Perhaps these weren’t the best examples that Nation could have chosen from his previous work, for the ITC series featured resourcefulness in very specific situations; when John Mannering or Simon Templar improvise their way out of danger, it demonstrates quick thinking in a moment of high stress, not the long-term methodical planning required in a society that has collapsed completely. But there were certainly precedents in his work, starting with the title of the show itself. It harked back to the original storyline for ‘The Daleks’, which had been called ‘The Survivors’ (as broadcast, the second episode of the serial bore that title), and had also been set in the aftermath of an apocalypse that destroyed almost all civilisation on the planet. Indeed the theme of a largely depopulated planet was a regular one, from the neutron bomb in ‘The Daleks’ to the solium radiation device yet to come in the
Blake’s 7
episode ‘Countdown’. And there are perhaps echoes of other plagues in ‘Planet of the Daleks’ and ‘Death to the Daleks’.

More directly, the original script for ‘The Daleks’ Master Plan’ had included discussion of ‘sending planets back in time to a primitive past.’ ‘The Earth can start again,’ Mavic Chen was to have reflected, ‘but without the shackles of infantile philosophies like democracy. It will be a new and virgin land which can be shaped.’ Similarly in the original scripts for ‘The Dalek Invasion of Earth’, one of the characters recounts how the invasion was prefaced by the dropping of bacteria bombs, killing most of humanity with a deadly virus; when there were insufficient numbers of humans left to carry the disease, it faded away, and those who were left grouped themselves into small communities, working the land and fighting off attacks from marauding gangs. The arrival of the Daleks has interrupted this process, but as the possibility of defeating the invaders becomes a reality, attention turns again to the rebuilding of society. David, one of the resistance fighters, emphasises that agriculture is the way forward: ‘It’s the land that matters, isn’t it? The world’s saturated itself with science.’ He later talks of soil as ‘The most valuable thing we have, the basis of all life.’ Little of this made it into the televised version of the serial, but there were definite resonances to be heard in
Survivors.
Even in the minor details of ‘Invasion’ there were elements that would recur in the later series; we were to be told of radio hams linking some of the groups of survivors together, while Susan’s response when she learns that humans are fighting each other for food and supplies tersely summarises one of Nation’s chief concerns: ‘Survival at all costs.’ The timing was not far removed either; the first draft of ‘Invasion’ set the action in 2041, with the Doctor calculating that Earth must have succumbed to the Daleks in the 1970s.

But if Nation drew on elements of his earlier work for
Survivors
, they were to be transformed into something much more convincing here.
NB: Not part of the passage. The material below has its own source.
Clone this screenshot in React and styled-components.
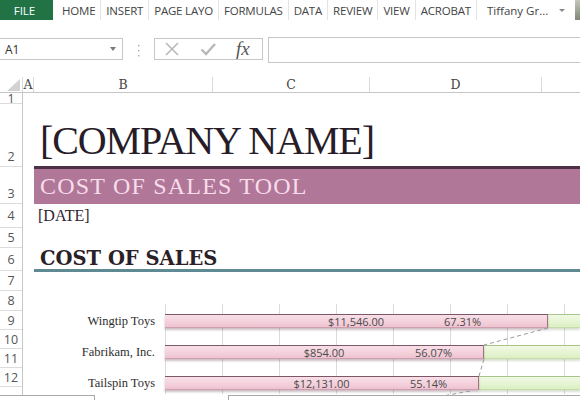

Perhaps buoyed by the new-found critical respectability of the Daleks and the unusually good notices for
The House in Nightmare Park
, Nation began to enjoy something of a purple patch, writing – in addition to ‘Genesis of the Daleks’ – seven episodes of what turned out to be the thirteen-week series of
Survivors
, among them some of his best work. In particular the opening three episodes, which link together into a continuous narrative, are hugely effective, a sustained two-and-a-half-hour tale that for the first time allowed him the leisure to develop character, as well as to explore his favourite concerns in some depth. In the absence of the cliff-hanger endings that were demanded every twenty minutes or so in
Doctor Who
, the pacing is less forced, and the moments of action and high drama emerge more naturally from the narrative. This was new territory for a writer who had come from comedy into children’s science fiction and action adventure stories, and there was nothing in his list of credits to guarantee that it would work, but it was a challenge to which Nation proved himself more than capable of responding.